Thursday, September 25, 2008

Review: The Ghosts of Kerfol


The Ghosts of Kerfol
Deborah Noyes
2008; Candlewick; 978-0-7636-3000-3 (hardcover)

After seeing a discussion thread on YALSA-BK about Deborah Noyes' newest work, I moved The Ghosts of Kerfol towards the top of my to-be-read pile. When I read it, I found an atmospheric blend of ghost story and historical fiction.

Inspired by a ghost story written by Edith Wharton, this intense novel of connected short stories begins in 1613, when a mysterious death occurs at the Breton estate of Kerfol. The master has died and suspicion falls on his beautiful young wife, who was preparing to run away with another man. And when the wife claims that it was the ghosts of her dogs that murdered her husband--the dogs that her husband killed--it's little wonder that she is convicted of murder and shut up in a tower at Kerfol.

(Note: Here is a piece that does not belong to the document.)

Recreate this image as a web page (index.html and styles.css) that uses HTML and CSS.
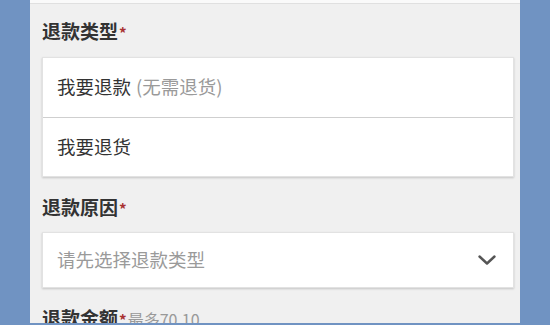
FILE: index.html
```html
<!DOCTYPE html>
<html lang="zh-CN">
<head>
<meta charset="utf-8">
<title>退款</title>
<link rel="stylesheet" href="styles.css">
</head>
<body>
<div class="panel">
  <div class="topstrip"></div>
  <div class="label">退款类型<span class="req">*</span></div>
  <div class="card">
    <div class="row">我要退款 <span class="muted">(无需退货)</span></div>
    <div class="row">我要退货</div>
  </div>
  <div class="label label-gap">退款原因<span class="req">*</span></div>
  <div class="select">
    <span class="placeholder">请先选择退款类型</span>
    <svg class="chev" width="18" height="10" viewBox="0 0 18 10"><path d="M1.5 1.5 L9 8.5 L16.5 1.5" fill="none" stroke="#555" stroke-width="2.4" stroke-linecap="round" stroke-linejoin="round"/></svg>
  </div>
  <div class="label label-gap2">退款金额<span class="req">*</span><span class="hint">最多70.10</span></div>
</div>
</body>
</html>
```
FILE: styles.css
```css
html, body {
  margin: 0;
  padding: 0;
}
body {
  background: #7093c2;
  font-family: "Noto Sans CJK SC", "Noto Sans", "Liberation Sans", sans-serif;
  height: 325px;
  overflow: hidden;
}
.panel {
  margin-left: 30px;
  width: 490px;
  height: 323px;
  box-sizing: border-box;
  padding: 0 6px 0 12px;
  background: #f0f0f0;
  overflow: hidden;
}
.topstrip {
  height: 3px;
  margin: 0 -6px 0 -12px;
  background: #fafafa;
  border-bottom: 1px solid #e0e0e0;
}
.label {
  margin-top: 14px;
  height: 26px;
  line-height: 26px;
  font-size: 19px;
  font-weight: 700;
  color: #333;
  white-space: nowrap;
}
.label-gap { margin-top: 17px; }
.label-gap2 { margin-top: 17px; }
.req {
  color: #a83232;
  font-size: 15px;
  font-weight: 700;
  margin-left: 1px;
}
.hint {
  font-size: 16px;
  font-weight: 400;
  color: #999;
  margin-left: 1px;
}
.card {
  margin-top: 13px;
  background: #fff;
  border: 1px solid #e2e2e2;
  box-shadow: 0 1px 2px rgba(0,0,0,0.18);
}
.row {
  height: 59px;
  box-sizing: border-box;
  padding-bottom: 3px;
  display: flex;
  align-items: center;
  padding-left: 14px;
  font-size: 18.5px;
  color: #333;
}
.row + .row {
  border-top: 1px solid #cfcfcf;
}
.muted {
  color: #9a9a9a;
  margin-left: 5px;
}
.select {
  margin-top: 12px;
  height: 54px;
  background: #fff;
  border: 1px solid #e2e2e2;
  box-shadow: 0 1px 2px rgba(0,0,0,0.18);
  display: flex;
  align-items: center;
  justify-content: space-between;
  padding: 0 17px 0 14px;
}
.placeholder {
  font-size: 18.5px;
  color: #9a9a9a;
  padding-bottom: 3px;
}
.chev {
  display: block;
}
```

But these deaths create a stain on the already-forbidding residence, a stain that remains into the present day. There are strange connections between past, present, and future at Kerfol. Through the centuries, several people will meet their ends, discover unhappy truths, or simply see strange things when they step onto the grounds.

Noyes, well-known for her Gothic and horror stories, shows she is equally talented at historical fiction. Tackling periods ranging from post-Revolution France to the Roaring Twenties, the details and flavor of these times are fully realized. While the more modern stories lack this same immediacy--in particular the story set in 1982--all five works combine to fully engage the reader.

This isn't to say that the ghost aspect is inadequate. The Ghosts of Kerfol is a genuinely creepy book, full of surprises that keeps the reader turning the pages. Each story sees a slow build in the tension, sometimes resulting in a shocking conclusion, sometimes in an anticlimax. With each supernatural element, the connections between the stories grow stronger. It is only in the final moments of the last story that the ghosts of Kerfol--all of them--finally find peace.